== DATASET ROWS ==
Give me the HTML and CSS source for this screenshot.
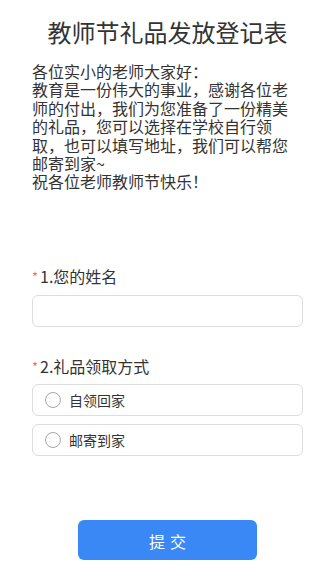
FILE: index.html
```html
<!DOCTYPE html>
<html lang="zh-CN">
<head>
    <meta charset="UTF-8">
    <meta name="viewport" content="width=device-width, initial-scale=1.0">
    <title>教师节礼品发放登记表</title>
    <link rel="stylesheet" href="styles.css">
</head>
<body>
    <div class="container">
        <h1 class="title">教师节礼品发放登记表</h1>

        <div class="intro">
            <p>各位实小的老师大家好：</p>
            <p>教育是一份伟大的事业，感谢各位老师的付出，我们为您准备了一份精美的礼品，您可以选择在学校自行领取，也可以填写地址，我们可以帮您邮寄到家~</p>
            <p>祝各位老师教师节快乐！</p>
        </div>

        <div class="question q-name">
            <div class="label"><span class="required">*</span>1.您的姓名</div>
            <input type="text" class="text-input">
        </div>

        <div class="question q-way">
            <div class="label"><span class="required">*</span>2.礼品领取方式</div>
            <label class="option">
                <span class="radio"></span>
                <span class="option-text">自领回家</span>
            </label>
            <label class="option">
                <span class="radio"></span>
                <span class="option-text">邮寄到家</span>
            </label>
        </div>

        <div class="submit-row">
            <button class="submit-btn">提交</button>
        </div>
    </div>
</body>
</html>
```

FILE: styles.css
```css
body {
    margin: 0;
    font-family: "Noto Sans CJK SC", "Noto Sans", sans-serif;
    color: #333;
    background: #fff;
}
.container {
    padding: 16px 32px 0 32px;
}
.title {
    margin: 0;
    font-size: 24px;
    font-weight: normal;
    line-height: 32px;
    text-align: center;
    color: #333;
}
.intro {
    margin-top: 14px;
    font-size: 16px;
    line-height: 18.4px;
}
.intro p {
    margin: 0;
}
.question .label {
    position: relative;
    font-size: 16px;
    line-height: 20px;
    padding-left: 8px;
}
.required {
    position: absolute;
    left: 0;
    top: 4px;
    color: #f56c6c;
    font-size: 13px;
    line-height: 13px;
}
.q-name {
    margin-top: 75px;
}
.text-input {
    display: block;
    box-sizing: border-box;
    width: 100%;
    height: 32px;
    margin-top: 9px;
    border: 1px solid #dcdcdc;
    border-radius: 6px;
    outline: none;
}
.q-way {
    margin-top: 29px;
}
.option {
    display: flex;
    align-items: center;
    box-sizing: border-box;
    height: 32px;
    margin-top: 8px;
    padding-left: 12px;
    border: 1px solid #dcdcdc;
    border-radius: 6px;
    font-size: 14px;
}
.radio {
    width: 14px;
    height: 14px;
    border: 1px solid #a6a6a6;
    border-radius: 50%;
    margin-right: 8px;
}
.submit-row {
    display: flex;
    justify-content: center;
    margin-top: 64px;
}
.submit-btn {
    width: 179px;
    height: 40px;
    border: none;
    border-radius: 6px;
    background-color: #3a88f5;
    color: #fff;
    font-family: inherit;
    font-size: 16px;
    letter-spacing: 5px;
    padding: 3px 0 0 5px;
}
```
---
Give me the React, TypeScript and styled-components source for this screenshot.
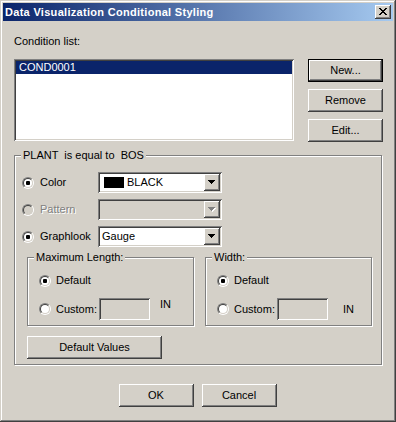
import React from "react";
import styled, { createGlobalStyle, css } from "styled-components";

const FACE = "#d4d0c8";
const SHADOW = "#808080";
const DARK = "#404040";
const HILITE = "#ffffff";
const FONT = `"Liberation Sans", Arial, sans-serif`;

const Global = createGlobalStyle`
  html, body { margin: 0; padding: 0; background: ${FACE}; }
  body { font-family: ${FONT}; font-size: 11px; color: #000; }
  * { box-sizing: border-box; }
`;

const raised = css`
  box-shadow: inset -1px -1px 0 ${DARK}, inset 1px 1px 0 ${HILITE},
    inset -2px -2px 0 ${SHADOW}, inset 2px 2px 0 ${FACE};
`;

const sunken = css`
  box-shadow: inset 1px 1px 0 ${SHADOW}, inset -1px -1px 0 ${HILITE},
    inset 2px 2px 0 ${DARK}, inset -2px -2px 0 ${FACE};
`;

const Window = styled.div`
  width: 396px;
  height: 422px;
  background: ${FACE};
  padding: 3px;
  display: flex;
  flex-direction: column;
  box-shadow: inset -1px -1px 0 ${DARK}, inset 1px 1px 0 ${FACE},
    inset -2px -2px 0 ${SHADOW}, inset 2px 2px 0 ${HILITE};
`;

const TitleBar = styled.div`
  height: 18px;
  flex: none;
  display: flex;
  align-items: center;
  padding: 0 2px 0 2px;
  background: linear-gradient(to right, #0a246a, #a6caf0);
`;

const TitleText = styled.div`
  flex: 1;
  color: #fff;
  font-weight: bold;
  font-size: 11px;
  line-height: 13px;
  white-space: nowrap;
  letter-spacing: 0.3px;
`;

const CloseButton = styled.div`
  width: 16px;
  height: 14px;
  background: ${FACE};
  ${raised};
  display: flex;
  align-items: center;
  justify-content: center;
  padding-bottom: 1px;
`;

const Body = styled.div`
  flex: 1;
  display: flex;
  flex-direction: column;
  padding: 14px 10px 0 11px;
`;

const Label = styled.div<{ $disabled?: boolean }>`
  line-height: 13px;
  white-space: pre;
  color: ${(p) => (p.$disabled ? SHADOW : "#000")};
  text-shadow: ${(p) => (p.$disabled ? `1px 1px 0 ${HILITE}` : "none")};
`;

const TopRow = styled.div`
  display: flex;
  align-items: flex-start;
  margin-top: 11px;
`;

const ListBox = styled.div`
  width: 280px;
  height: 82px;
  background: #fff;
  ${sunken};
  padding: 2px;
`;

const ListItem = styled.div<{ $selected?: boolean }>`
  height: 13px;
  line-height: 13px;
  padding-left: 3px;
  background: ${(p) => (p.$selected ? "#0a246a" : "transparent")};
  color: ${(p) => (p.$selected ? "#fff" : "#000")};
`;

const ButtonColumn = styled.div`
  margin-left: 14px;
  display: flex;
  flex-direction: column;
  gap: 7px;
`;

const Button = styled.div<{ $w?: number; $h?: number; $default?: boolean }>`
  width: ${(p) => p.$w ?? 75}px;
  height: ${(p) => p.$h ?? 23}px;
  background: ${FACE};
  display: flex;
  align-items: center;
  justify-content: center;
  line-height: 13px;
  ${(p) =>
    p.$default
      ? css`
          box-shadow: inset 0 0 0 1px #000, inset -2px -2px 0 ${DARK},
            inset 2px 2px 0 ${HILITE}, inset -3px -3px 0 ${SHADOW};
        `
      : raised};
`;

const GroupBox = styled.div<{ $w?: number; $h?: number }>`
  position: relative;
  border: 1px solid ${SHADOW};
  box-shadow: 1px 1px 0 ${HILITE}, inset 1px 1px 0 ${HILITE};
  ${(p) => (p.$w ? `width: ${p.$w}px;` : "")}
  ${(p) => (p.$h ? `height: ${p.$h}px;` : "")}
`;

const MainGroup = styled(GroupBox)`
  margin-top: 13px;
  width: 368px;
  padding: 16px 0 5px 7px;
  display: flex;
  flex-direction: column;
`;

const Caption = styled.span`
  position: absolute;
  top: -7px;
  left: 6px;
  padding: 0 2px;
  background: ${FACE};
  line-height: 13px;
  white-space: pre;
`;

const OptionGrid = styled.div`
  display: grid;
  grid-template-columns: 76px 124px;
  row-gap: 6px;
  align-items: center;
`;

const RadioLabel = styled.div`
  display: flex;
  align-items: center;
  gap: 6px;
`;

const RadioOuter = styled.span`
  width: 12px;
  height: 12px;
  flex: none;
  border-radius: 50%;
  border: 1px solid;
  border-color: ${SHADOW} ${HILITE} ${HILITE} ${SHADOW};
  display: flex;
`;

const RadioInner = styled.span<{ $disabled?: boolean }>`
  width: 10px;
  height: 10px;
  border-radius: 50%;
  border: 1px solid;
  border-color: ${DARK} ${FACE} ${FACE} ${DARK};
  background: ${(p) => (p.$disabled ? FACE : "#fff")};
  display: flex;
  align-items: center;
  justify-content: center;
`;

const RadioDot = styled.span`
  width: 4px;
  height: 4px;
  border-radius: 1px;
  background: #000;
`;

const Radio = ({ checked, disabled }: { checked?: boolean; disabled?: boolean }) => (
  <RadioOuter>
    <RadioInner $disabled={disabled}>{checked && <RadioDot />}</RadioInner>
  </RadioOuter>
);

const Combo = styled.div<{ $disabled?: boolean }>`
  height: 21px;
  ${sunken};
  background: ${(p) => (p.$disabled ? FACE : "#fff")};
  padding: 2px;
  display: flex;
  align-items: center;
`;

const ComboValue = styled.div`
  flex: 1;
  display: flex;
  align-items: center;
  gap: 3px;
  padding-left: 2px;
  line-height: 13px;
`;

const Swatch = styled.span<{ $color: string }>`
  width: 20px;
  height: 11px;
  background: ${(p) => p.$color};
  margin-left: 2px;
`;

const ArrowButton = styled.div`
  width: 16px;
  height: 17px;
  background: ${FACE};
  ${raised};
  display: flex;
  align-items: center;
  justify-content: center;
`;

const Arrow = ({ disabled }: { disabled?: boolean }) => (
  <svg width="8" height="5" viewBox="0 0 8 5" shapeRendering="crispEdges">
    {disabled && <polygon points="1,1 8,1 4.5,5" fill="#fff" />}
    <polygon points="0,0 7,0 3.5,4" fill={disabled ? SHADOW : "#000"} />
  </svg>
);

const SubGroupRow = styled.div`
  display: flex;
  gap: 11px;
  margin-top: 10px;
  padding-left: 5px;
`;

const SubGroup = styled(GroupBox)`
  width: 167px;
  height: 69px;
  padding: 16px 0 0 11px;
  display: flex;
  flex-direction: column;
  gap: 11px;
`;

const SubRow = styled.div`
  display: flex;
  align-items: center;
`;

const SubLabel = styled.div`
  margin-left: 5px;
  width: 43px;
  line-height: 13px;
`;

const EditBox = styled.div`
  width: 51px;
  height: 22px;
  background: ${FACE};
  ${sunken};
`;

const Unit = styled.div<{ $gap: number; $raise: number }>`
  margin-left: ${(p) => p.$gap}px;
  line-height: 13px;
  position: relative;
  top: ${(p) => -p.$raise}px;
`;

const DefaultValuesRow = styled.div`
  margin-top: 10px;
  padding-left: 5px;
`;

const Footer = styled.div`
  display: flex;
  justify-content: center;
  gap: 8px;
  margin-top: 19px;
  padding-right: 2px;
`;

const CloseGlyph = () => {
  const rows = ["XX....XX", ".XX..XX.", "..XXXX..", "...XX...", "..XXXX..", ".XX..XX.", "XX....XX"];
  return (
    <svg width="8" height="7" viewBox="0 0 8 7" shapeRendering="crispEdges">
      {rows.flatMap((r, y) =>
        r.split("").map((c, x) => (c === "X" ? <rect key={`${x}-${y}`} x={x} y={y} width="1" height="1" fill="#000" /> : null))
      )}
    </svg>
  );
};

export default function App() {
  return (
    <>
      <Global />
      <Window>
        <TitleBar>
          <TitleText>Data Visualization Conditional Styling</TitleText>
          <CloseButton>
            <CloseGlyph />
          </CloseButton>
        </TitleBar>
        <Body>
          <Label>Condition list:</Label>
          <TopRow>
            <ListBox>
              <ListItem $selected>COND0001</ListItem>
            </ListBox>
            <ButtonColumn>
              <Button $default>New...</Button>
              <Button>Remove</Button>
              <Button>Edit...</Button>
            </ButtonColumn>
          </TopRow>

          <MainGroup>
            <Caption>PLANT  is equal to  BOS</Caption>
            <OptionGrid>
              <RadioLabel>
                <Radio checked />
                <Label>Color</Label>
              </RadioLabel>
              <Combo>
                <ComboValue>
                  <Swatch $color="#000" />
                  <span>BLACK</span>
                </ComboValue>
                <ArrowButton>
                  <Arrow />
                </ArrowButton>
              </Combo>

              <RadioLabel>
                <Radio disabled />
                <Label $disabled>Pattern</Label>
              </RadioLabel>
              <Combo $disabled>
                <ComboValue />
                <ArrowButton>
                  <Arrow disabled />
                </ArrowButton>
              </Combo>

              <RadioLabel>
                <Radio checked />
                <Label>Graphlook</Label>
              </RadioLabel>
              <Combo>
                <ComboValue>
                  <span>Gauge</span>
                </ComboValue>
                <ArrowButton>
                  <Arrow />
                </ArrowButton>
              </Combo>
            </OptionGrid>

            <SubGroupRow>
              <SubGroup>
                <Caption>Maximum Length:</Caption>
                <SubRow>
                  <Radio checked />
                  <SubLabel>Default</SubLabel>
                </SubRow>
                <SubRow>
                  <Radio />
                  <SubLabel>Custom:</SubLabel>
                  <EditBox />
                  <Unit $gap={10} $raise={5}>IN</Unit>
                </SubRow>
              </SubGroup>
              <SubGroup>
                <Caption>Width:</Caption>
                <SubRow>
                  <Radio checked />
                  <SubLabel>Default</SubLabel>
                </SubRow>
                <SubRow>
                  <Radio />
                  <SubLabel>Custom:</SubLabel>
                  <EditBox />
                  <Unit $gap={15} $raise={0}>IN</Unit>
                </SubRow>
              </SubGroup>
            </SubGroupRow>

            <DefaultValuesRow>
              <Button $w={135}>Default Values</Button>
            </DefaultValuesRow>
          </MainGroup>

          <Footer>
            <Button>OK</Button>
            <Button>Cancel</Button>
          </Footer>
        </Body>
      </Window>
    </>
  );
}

== DIRECTION ==
Every line of the listing that holds "screenshot" should be found and copied.

== RESULT OF THIS TASK ==
Give me the HTML and CSS source for this screenshot.
Give me the React, TypeScript and styled-components source for this screenshot.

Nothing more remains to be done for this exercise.